▸ **Provided data**
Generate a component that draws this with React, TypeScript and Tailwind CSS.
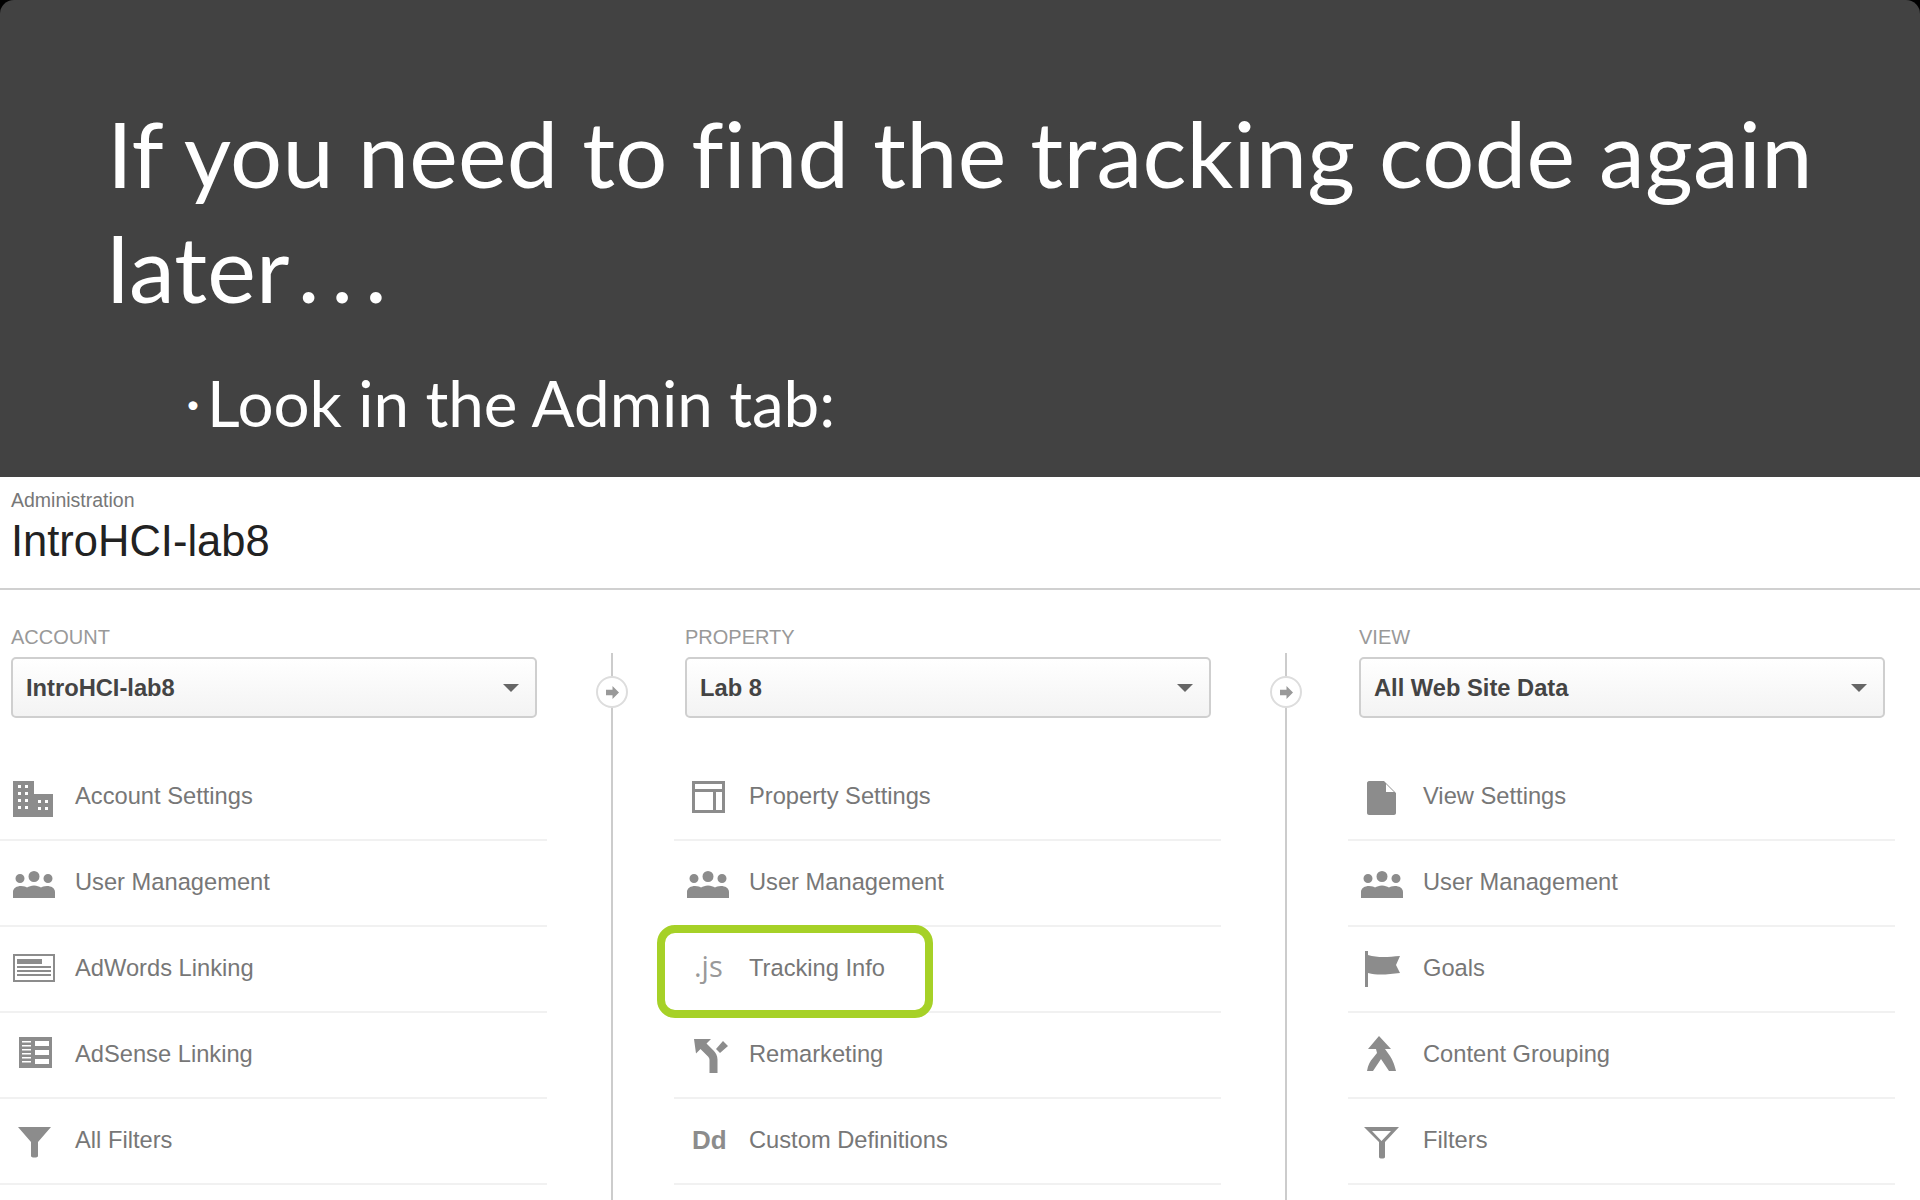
const TITLE_FONT = "font-['Lato',sans-serif]";

function Path({ d, className = '' }: { d: string; className?: string }) {
  return (
    <svg viewBox="0 0 44 44" className={`h-[44px] w-[44px] fill-[#8c8c8c] ${className}`}>
      <path d={d} fillRule="evenodd" />
    </svg>
  );
}

const BUILDING =
  'M2 4h21v13h19v23H2z M7 8v3h3V8z M14 8v3h3V8z M7 15v3h3v-3z M14 15v3h3v-3z M7 22v3h3v-3z M14 22v3h3v-3z M7 29v3h3v-3z M14 29v3h3v-3z M27 23v3h3v-3z M34 23v3h3v-3z M27 30v3h3v-3z M34 30v3h3v-3z';
const USERS =
  'M23 8a5.500 5.500 0 1 1 0 11a5.500 5.500 0 0 1 0-11z M9 11a4.500 4.500 0 1 1 0 9a4.500 4.500 0 0 1 0-9z M37 11a4.500 4.500 0 1 1 0 9a4.500 4.500 0 0 1 0-9z M2 35v-6c0-4 4-6 8-6c3 0 5 1 6 1.500c2-1 4-2 7-2s5 1 7 2c1-.5 3-1.500 6-1.500c4 0 8 2 8 6v6z';
const ADWORDS =
  'M2 5h42v28H2z M4 7v24h38V7z M6 10h25v5H6z M6 17h34v2H6z M6 21h34v2H6z M6 25h34v2H6z';
const ADSENSE =
  'M8 2h33v31H8z M11 6v1.500h9V6z M11 10v1.500h9V10z M11 14v1.500h9V14z M11 18v1.500h9V18z M11 22v1.500h9V22z M11 26v1.500h9V26z M24 6v5h14V6z M24 15v5h14v-5z M24 24v5h14v-5z';
const FUNNEL = 'M7 6h33L27 21v14c0 2-7 2-7 0V21z';
const FUNNEL_OPEN = 'M5 6h35L26 21v15c0 2-6 2-6 0V21z M13 10l9.500 10L32 10z';
const LAYOUT = 'M7 4h33v32H7z M10 7v5h27V7z M10 15v18h18V15z M31 15v18h6V15z';
const REMARKING =
  'M9 4h17l-4.500 4.500l7 7c2 2 4 5 4 9V38h-8V25c0-2-1-3-2-4l-7-7l-4.500 4.500z M31 14l7-8l5 5l-8 7z';
const PAGE = 'M10 4h15l12 12v20c0 1-1 2-2 2H10c-1 0-2-1-2-2V6c0-1 1-2 2-2z M27 7v8h8z';
const FLAG = 'M6 2h3v4c10 3 20 2 32 1l-4 9l4 8c-11 1-21 3-32 0v14H6z';
const MERGE =
  'M20 1l12 13h-6l5 7c2 3 4 7 6 15h-7l-8-12l-8 12H8c1-6 3-10 6-13l4-5l-1-4H9z';

function DdIcon() {
  return <span className="-mt-[5px] block w-[44px] pl-[7px] text-[26px] leading-none font-bold text-[#8c8c8c]">Dd</span>;
}

function JsIcon() {
  return (
    <span className="-mt-[11px] block w-[44px] pl-[9px] font-['Open_Sans',sans-serif] text-[29px] leading-none font-normal text-[#999999]">
      .js
    </span>
  );
}

function Row({ icon, label }: { icon: React.ReactNode; label: string }) {
  return (
    <div className="flex h-[86px] items-center border-b-2 border-[#f1f1f1] pb-[2px]">
      <div className="flex w-[64px] shrink-0 justify-center pt-[5px] pl-[2px]">{icon}</div>
      <span className="ml-[11px] pt-[2px] text-[23.7px] text-[#777777]">{label}</span>
    </div>
  );
}

function Column({
  title,
  selected,
  rows,
  connector,
}: {
  title: string;
  selected: string;
  rows: { icon: React.ReactNode; label: string }[];
  connector?: boolean;
}) {
  return (
    <div className="relative w-[547px] shrink-0">
      <div className="pl-[11px] text-[20px] leading-[24px] text-[#999999]">{title}</div>
      <div className="mt-[8px] ml-[11px] flex h-[61px] w-[526px] items-center justify-between rounded-[5px] border-2 border-[#cfcfcf] bg-gradient-to-b from-[#ffffff] to-[#f3f3f3] pr-[16px] pl-[13px]">
        <span className="pt-[2px] text-[23.7px] font-bold text-[#444444]">{selected}</span>
        <span className="h-0 w-0 border-x-[8px] border-t-[8px] border-x-transparent border-t-[#666666]" />
      </div>
      <div className="mt-[37px]">
        {rows.map((row) => (
          <Row key={row.label} icon={row.icon} label={row.label} />
        ))}
      </div>
      {connector && (
        <div className="absolute top-[28px] -right-[66px] bottom-[-200px] w-[2px] bg-[#cccccc]">
          <div className="absolute top-[23px] -left-[15px] flex h-[32px] w-[32px] items-center justify-center rounded-full border-2 border-[#dddddd] bg-white">
            <svg viewBox="0 0 16 14" className="h-[13px] w-[15px] fill-[#999999]">
              <path d="M1 4h7V0l7 7l-7 7v-4H1z" />
            </svg>
          </div>
        </div>
      )}
    </div>
  );
}

export default function App() {
  return (
    <div className="h-[1200px] w-[1920px] overflow-hidden bg-black font-['Liberation_Sans',sans-serif]">
      <div className={`h-[477px] rounded-t-[14px] bg-[#424242] pt-[95px] pl-[107px] text-white ${TITLE_FONT}`}>
        <h1 className="w-[1760px] text-[92px] leading-[115px] font-normal tracking-[0.2px]">
          <span className="block">If you need to find the tracking code again</span>
          <span className="block">
            later
            <span className="ml-[8px] tracking-[12px]">...</span>
          </span>
        </h1>
        <p className="mt-[42px] flex items-baseline pl-[79px] text-[63.7px] leading-[72px]">
          <span className="w-[21px] -translate-y-[14px] text-[24px] leading-none">•</span>
          <span>Look in the Admin tab:</span>
        </p>
      </div>
      <div className="relative h-[723px] bg-white">
        <div className="h-[113px] border-b-2 border-[#d0d0d0] pt-[12px] pl-[11px]">
          <div className="text-[19.5px] leading-[22px] text-[#777777]">Administration</div>
          <div className="mt-[5px] text-[43.5px] leading-[50px] text-[#222222]">IntroHCI-lab8</div>
        </div>
        <div className="mt-[35px] flex gap-[127px]">
          <Column
            title="ACCOUNT"
            selected="IntroHCI-lab8"
            connector
            rows={[
              { icon: <Path d={BUILDING} />, label: 'Account Settings' },
              { icon: <Path d={USERS} />, label: 'User Management' },
              { icon: <Path d={ADWORDS} />, label: 'AdWords Linking' },
              { icon: <Path d={ADSENSE} />, label: 'AdSense Linking' },
              { icon: <Path d={FUNNEL} />, label: 'All Filters' },
            ]}
          />
          <Column
            title="PROPERTY"
            selected="Lab 8"
            connector
            rows={[
              { icon: <Path d={LAYOUT} />, label: 'Property Settings' },
              { icon: <Path d={USERS} />, label: 'User Management' },
              { icon: <JsIcon />, label: 'Tracking Info' },
              { icon: <Path d={REMARKING} />, label: 'Remarketing' },
              { icon: <DdIcon />, label: 'Custom Definitions' },
            ]}
          />
          <Column
            title="VIEW"
            selected="All Web Site Data"
            rows={[
              { icon: <Path d={PAGE} />, label: 'View Settings' },
              { icon: <Path d={USERS} />, label: 'User Management' },
              { icon: <Path d={FLAG} />, label: 'Goals' },
              { icon: <Path d={MERGE} />, label: 'Content Grouping' },
              { icon: <Path d={FUNNEL_OPEN} />, label: 'Filters' },
            ]}
          />
        </div>
        <div className="absolute top-[448px] left-[657px] h-[93px] w-[276px] rounded-[18px] border-[8px] border-[#a6d127]" />
      </div>
    </div>
  );
}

▸ **Goal**
Take the listing and print it again exactly, but without any pictures.

▸ **Result for this exercise**
Generate a component that draws this with React, TypeScript and Tailwind CSS.
const TITLE_FONT = "font-['Lato',sans-serif]";

function Path({ d, className = '' }: { d: string; className?: string }) {
  return (
    <svg viewBox="0 0 44 44" className={`h-[44px] w-[44px] fill-[#8c8c8c] ${className}`}>
      <path d={d} fillRule="evenodd" />
    </svg>
  );
}

const BUILDING =
  'M2 4h21v13h19v23H2z M7 8v3h3V8z M14 8v3h3V8z M7 15v3h3v-3z M14 15v3h3v-3z M7 22v3h3v-3z M14 22v3h3v-3z M7 29v3h3v-3z M14 29v3h3v-3z M27 23v3h3v-3z M34 23v3h3v-3z M27 30v3h3v-3z M34 30v3h3v-3z';
const USERS =
  'M23 8a5.500 5.500 0 1 1 0 11a5.500 5.500 0 0 1 0-11z M9 11a4.500 4.500 0 1 1 0 9a4.500 4.500 0 0 1 0-9z M37 11a4.500 4.500 0 1 1 0 9a4.500 4.500 0 0 1 0-9z M2 35v-6c0-4 4-6 8-6c3 0 5 1 6 1.500c2-1 4-2 7-2s5 1 7 2c1-.5 3-1.500 6-1.500c4 0 8 2 8 6v6z';
const ADWORDS =
  'M2 5h42v28H2z M4 7v24h38V7z M6 10h25v5H6z M6 17h34v2H6z M6 21h34v2H6z M6 25h34v2H6z';
const ADSENSE =
  'M8 2h33v31H8z M11 6v1.500h9V6z M11 10v1.500h9V10z M11 14v1.500h9V14z M11 18v1.500h9V18z M11 22v1.500h9V22z M11 26v1.500h9V26z M24 6v5h14V6z M24 15v5h14v-5z M24 24v5h14v-5z';
const FUNNEL = 'M7 6h33L27 21v14c0 2-7 2-7 0V21z';
const FUNNEL_OPEN = 'M5 6h35L26 21v15c0 2-6 2-6 0V21z M13 10l9.500 10L32 10z';
const LAYOUT = 'M7 4h33v32H7z M10 7v5h27V7z M10 15v18h18V15z M31 15v18h6V15z';
const REMARKING =
  'M9 4h17l-4.500 4.500l7 7c2 2 4 5 4 9V38h-8V25c0-2-1-3-2-4l-7-7l-4.500 4.500z M31 14l7-8l5 5l-8 7z';
const PAGE = 'M10 4h15l12 12v20c0 1-1 2-2 2H10c-1 0-2-1-2-2V6c0-1 1-2 2-2z M27 7v8h8z';
const FLAG = 'M6 2h3v4c10 3 20 2 32 1l-4 9l4 8c-11 1-21 3-32 0v14H6z';
const MERGE =
  'M20 1l12 13h-6l5 7c2 3 4 7 6 15h-7l-8-12l-8 12H8c1-6 3-10 6-13l4-5l-1-4H9z';

function DdIcon() {
  return <span className="-mt-[5px] block w-[44px] pl-[7px] text-[26px] leading-none font-bold text-[#8c8c8c]">Dd</span>;
}

function JsIcon() {
  return (
    <span className="-mt-[11px] block w-[44px] pl-[9px] font-['Open_Sans',sans-serif] text-[29px] leading-none font-normal text-[#999999]">
      .js
    </span>
  );
}

function Row({ icon, label }: { icon: React.ReactNode; label: string }) {
  return (
    <div className="flex h-[86px] items-center border-b-2 border-[#f1f1f1] pb-[2px]">
      <div className="flex w-[64px] shrink-0 justify-center pt-[5px] pl-[2px]">{icon}</div>
      <span className="ml-[11px] pt-[2px] text-[23.7px] text-[#777777]">{label}</span>
    </div>
  );
}

function Column({
  title,
  selected,
  rows,
  connector,
}: {
  title: string;
  selected: string;
  rows: { icon: React.ReactNode; label: string }[];
  connector?: boolean;
}) {
  return (
    <div className="relative w-[547px] shrink-0">
      <div className="pl-[11px] text-[20px] leading-[24px] text-[#999999]">{title}</div>
      <div className="mt-[8px] ml-[11px] flex h-[61px] w-[526px] items-center justify-between rounded-[5px] border-2 border-[#cfcfcf] bg-gradient-to-b from-[#ffffff] to-[#f3f3f3] pr-[16px] pl-[13px]">
        <span className="pt-[2px] text-[23.7px] font-bold text-[#444444]">{selected}</span>
        <span className="h-0 w-0 border-x-[8px] border-t-[8px] border-x-transparent border-t-[#666666]" />
      </div>
      <div className="mt-[37px]">
        {rows.map((row) => (
          <Row key={row.label} icon={row.icon} label={row.label} />
        ))}
      </div>
      {connector && (
        <div className="absolute top-[28px] -right-[66px] bottom-[-200px] w-[2px] bg-[#cccccc]">
          <div className="absolute top-[23px] -left-[15px] flex h-[32px] w-[32px] items-center justify-center rounded-full border-2 border-[#dddddd] bg-white">
            <svg viewBox="0 0 16 14" className="h-[13px] w-[15px] fill-[#999999]">
              <path d="M1 4h7V0l7 7l-7 7v-4H1z" />
            </svg>
          </div>
        </div>
      )}
    </div>
  );
}

export default function App() {
  return (
    <div className="h-[1200px] w-[1920px] overflow-hidden bg-black font-['Liberation_Sans',sans-serif]">
      <div className={`h-[477px] rounded-t-[14px] bg-[#424242] pt-[95px] pl-[107px] text-white ${TITLE_FONT}`}>
        <h1 className="w-[1760px] text-[92px] leading-[115px] font-normal tracking-[0.2px]">
          <span className="block">If you need to find the tracking code again</span>
          <span className="block">
            later
            <span className="ml-[8px] tracking-[12px]">...</span>
          </span>
        </h1>
        <p className="mt-[42px] flex items-baseline pl-[79px] text-[63.7px] leading-[72px]">
          <span className="w-[21px] -translate-y-[14px] text-[24px] leading-none">•</span>
          <span>Look in the Admin tab:</span>
        </p>
      </div>
      <div className="relative h-[723px] bg-white">
        <div className="h-[113px] border-b-2 border-[#d0d0d0] pt-[12px] pl-[11px]">
          <div className="text-[19.5px] leading-[22px] text-[#777777]">Administration</div>
          <div className="mt-[5px] text-[43.5px] leading-[50px] text-[#222222]">IntroHCI-lab8</div>
        </div>
        <div className="mt-[35px] flex gap-[127px]">
          <Column
            title="ACCOUNT"
            selected="IntroHCI-lab8"
            connector
            rows={[
              { icon: <Path d={BUILDING} />, label: 'Account Settings' },
              { icon: <Path d={USERS} />, label: 'User Management' },
              { icon: <Path d={ADWORDS} />, label: 'AdWords Linking' },
              { icon: <Path d={ADSENSE} />, label: 'AdSense Linking' },
              { icon: <Path d={FUNNEL} />, label: 'All Filters' },
            ]}
          />
          <Column
            title="PROPERTY"
            selected="Lab 8"
            connector
            rows={[
              { icon: <Path d={LAYOUT} />, label: 'Property Settings' },
              { icon: <Path d={USERS} />, label: 'User Management' },
              { icon: <JsIcon />, label: 'Tracking Info' },
              { icon: <Path d={REMARKING} />, label: 'Remarketing' },
              { icon: <DdIcon />, label: 'Custom Definitions' },
            ]}
          />
          <Column
            title="VIEW"
            selected="All Web Site Data"
            rows={[
              { icon: <Path d={PAGE} />, label: 'View Settings' },
              { icon: <Path d={USERS} />, label: 'User Management' },
              { icon: <Path d={FLAG} />, label: 'Goals' },
              { icon: <Path d={MERGE} />, label: 'Content Grouping' },
              { icon: <Path d={FUNNEL_OPEN} />, label: 'Filters' },
            ]}
          />
        </div>
        <div className="absolute top-[448px] left-[657px] h-[93px] w-[276px] rounded-[18px] border-[8px] border-[#a6d127]" />
      </div>
    </div>
  );
}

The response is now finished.